[Given task]: For each line in the data below that holds "components", return a copy.

[Recorded information]:
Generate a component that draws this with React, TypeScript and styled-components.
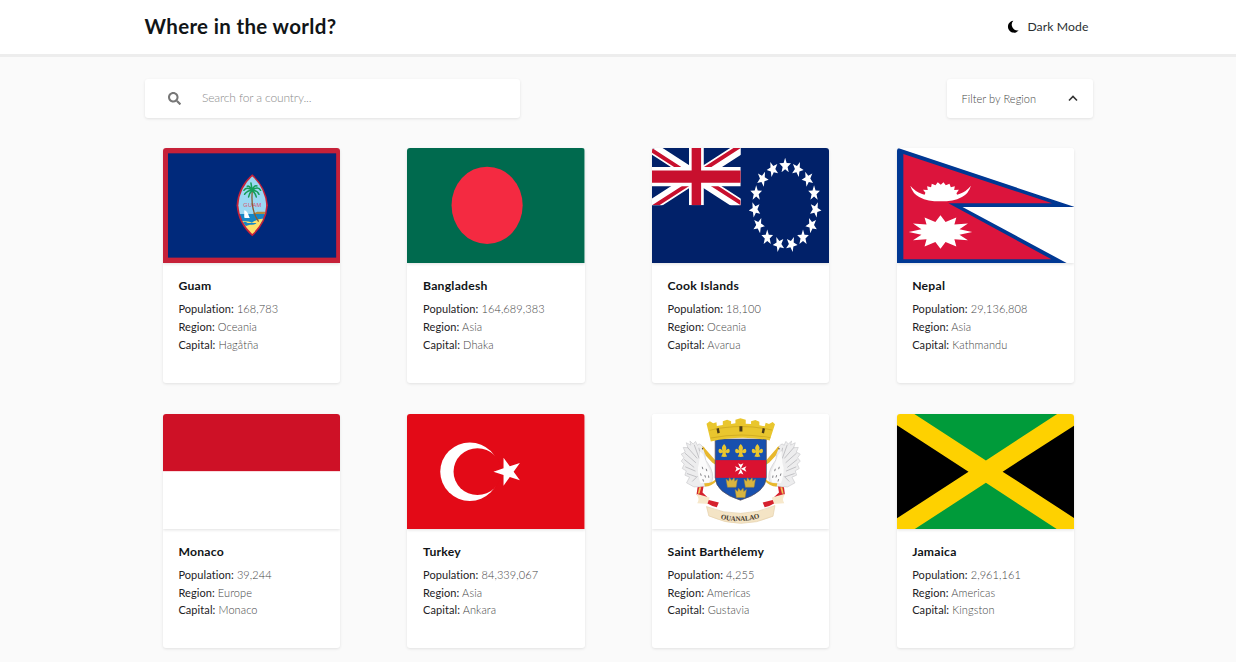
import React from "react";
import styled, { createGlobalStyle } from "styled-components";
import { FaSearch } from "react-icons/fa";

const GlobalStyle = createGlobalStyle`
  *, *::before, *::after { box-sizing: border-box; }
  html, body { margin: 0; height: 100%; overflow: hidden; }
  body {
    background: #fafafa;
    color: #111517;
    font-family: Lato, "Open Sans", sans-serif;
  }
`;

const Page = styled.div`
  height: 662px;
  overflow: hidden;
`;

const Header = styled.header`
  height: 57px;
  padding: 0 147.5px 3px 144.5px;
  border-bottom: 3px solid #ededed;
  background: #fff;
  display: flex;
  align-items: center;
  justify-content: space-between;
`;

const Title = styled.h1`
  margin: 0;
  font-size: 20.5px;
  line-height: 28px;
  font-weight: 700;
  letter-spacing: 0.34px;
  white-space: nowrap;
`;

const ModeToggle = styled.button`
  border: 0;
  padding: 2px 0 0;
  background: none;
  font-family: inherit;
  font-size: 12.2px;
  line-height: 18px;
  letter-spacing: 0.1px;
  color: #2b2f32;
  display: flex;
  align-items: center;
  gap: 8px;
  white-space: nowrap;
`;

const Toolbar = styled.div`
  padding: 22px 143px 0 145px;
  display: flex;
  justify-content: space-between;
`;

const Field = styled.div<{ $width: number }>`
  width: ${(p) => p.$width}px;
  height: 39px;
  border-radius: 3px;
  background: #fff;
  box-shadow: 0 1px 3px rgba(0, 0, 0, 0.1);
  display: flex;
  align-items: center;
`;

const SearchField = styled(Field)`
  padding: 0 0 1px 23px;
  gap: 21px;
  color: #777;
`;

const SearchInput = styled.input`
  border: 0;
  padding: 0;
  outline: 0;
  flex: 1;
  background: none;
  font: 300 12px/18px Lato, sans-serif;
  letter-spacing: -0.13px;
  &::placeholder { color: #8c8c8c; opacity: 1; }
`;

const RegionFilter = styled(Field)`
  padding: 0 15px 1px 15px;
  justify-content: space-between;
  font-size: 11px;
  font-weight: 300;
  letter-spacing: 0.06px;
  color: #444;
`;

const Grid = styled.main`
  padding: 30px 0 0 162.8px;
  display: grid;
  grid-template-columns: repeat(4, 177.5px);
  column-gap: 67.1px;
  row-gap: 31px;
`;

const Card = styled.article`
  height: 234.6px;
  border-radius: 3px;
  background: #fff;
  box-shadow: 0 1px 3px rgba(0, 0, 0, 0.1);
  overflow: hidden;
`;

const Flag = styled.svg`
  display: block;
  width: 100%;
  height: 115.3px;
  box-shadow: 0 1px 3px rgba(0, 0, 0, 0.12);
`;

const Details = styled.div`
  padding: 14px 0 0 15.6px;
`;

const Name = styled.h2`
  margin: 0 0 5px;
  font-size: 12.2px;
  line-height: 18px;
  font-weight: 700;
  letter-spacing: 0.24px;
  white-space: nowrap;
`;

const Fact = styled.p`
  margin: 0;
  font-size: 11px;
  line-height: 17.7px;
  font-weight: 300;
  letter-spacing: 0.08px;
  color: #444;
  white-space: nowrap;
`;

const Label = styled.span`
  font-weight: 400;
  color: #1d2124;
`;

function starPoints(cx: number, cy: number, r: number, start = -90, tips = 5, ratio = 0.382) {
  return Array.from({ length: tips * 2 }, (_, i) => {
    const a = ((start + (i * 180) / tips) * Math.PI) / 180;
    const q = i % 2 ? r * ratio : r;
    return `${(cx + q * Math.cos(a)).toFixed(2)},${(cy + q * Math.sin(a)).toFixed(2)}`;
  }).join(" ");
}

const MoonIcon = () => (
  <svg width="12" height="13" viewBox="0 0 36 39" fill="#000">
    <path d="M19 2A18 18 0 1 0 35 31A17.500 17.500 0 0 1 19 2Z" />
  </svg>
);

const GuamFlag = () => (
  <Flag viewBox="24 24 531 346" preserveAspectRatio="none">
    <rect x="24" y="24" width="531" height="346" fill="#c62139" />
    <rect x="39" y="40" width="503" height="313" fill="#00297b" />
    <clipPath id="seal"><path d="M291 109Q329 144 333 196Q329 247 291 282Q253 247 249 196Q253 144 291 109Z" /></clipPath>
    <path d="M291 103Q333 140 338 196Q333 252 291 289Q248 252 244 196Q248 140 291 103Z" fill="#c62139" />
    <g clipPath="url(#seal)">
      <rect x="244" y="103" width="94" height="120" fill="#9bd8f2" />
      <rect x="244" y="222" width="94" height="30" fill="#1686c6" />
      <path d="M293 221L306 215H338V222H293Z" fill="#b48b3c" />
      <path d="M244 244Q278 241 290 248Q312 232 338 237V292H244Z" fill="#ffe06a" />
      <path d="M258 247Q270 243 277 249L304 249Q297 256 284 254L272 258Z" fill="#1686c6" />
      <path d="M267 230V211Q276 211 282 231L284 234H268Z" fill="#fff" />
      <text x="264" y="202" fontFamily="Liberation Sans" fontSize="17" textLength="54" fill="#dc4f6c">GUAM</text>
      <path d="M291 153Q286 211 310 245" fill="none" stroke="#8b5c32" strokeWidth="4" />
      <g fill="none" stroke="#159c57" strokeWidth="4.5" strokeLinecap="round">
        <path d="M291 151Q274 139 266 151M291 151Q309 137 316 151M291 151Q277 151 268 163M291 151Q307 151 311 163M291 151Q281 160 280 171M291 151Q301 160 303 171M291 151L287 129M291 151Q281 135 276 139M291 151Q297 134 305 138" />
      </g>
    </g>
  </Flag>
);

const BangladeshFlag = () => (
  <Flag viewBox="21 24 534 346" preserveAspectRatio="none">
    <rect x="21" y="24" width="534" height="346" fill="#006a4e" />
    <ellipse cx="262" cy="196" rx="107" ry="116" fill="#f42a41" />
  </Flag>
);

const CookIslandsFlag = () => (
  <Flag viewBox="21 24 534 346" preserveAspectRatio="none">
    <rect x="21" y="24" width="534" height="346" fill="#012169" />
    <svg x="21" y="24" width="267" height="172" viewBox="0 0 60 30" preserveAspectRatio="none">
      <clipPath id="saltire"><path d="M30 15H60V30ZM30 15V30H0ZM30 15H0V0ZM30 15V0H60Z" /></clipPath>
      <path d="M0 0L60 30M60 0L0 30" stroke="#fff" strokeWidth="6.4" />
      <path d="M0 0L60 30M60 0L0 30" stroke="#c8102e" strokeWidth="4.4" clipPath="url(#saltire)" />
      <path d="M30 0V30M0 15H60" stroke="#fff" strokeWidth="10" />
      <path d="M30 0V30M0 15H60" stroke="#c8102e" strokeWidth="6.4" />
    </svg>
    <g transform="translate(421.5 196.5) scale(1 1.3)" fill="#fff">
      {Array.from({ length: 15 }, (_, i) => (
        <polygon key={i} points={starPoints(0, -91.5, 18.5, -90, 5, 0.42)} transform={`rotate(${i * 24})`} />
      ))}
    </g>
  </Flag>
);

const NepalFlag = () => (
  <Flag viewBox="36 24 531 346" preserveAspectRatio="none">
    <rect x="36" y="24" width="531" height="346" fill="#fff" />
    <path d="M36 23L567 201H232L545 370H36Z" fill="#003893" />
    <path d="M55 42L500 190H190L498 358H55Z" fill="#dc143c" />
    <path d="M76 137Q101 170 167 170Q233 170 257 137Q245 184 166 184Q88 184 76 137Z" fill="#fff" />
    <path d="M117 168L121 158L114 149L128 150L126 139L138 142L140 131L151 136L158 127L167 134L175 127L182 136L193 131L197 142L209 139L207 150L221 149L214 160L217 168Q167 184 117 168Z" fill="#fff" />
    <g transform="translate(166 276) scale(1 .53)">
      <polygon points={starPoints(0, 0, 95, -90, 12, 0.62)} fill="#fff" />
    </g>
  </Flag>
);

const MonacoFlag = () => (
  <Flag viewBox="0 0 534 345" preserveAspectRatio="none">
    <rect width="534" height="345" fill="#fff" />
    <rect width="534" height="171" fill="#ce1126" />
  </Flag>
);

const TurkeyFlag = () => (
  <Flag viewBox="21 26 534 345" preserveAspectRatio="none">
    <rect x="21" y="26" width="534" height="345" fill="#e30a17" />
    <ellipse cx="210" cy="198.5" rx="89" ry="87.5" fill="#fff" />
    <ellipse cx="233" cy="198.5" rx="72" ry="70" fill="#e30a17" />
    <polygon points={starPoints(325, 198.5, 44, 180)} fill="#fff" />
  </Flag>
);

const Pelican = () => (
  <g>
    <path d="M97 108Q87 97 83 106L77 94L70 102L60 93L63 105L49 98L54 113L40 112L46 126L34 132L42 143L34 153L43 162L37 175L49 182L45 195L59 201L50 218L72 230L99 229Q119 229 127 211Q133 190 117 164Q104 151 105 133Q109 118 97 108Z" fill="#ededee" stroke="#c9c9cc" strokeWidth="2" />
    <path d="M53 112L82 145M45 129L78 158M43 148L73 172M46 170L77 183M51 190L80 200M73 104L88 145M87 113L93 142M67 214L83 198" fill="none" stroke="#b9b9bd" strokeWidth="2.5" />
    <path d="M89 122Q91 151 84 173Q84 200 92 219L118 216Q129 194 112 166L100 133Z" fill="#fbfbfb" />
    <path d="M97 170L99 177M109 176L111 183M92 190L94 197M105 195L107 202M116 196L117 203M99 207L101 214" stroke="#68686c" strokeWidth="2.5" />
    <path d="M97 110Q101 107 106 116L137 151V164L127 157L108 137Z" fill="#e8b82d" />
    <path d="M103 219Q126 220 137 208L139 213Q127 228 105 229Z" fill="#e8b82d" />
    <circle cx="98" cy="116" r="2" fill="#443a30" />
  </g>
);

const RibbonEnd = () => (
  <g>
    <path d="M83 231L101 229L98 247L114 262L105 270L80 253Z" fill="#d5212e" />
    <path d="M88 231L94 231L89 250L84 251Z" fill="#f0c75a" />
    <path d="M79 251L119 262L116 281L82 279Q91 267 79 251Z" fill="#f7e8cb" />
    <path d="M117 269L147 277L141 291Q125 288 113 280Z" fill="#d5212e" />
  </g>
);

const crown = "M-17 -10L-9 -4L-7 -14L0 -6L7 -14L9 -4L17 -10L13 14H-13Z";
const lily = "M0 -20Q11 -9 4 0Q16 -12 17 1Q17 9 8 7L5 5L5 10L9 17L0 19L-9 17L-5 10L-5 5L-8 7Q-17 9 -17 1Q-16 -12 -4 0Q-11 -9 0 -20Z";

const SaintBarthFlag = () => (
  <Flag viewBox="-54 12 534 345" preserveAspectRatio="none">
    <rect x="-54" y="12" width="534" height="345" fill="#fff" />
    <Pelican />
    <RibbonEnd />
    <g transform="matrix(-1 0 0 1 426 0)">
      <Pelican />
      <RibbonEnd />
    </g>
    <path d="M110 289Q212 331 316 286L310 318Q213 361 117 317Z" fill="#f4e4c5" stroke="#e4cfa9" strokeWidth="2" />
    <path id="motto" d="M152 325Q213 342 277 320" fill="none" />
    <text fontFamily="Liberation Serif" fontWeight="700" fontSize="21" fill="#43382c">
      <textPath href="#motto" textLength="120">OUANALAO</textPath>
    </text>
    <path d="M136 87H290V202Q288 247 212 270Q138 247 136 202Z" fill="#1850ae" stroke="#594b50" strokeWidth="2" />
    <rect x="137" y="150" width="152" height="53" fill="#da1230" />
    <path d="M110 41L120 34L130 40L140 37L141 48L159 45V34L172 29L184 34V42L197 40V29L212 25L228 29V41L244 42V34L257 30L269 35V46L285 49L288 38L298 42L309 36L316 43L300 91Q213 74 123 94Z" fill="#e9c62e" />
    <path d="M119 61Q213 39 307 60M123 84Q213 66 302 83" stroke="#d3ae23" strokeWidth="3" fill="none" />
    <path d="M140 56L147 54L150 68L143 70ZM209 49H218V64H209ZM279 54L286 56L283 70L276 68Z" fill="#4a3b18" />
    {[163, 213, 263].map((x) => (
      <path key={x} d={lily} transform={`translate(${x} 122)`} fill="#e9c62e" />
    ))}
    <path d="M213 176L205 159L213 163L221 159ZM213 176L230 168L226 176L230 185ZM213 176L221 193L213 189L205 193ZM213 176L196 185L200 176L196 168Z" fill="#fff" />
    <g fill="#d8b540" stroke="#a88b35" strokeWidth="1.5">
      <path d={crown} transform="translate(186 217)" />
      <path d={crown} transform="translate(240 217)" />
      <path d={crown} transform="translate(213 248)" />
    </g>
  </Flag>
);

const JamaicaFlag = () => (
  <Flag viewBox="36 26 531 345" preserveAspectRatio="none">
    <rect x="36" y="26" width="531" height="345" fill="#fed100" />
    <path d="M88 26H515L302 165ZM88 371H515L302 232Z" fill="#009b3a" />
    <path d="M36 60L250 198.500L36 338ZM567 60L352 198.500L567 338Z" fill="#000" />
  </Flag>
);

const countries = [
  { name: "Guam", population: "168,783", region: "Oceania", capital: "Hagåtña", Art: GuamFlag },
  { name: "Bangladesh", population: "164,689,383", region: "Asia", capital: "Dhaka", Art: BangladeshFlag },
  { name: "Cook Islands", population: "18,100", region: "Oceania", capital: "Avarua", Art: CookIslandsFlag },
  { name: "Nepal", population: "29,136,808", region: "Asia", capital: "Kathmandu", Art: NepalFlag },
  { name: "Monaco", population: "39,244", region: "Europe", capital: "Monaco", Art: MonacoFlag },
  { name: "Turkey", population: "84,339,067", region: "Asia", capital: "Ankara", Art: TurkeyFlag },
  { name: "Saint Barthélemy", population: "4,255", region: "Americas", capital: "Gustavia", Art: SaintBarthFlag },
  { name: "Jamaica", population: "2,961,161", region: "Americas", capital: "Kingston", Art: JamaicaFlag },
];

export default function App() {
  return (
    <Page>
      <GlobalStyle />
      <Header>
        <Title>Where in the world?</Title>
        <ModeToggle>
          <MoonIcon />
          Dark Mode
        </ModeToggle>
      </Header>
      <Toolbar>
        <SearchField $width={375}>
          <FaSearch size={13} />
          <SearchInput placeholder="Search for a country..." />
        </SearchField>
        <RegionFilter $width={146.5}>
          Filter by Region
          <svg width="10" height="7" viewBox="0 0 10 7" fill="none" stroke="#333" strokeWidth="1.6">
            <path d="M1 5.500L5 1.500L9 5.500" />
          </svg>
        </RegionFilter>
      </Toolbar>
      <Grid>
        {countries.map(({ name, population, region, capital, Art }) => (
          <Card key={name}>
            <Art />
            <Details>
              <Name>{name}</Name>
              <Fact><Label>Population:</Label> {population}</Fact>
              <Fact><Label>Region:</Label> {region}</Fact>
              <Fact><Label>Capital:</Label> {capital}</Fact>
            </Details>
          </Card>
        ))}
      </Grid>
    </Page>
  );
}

[Solved problem]:
Generate a component that draws this with React, TypeScript and styled-components.
import styled, { createGlobalStyle } from "styled-components";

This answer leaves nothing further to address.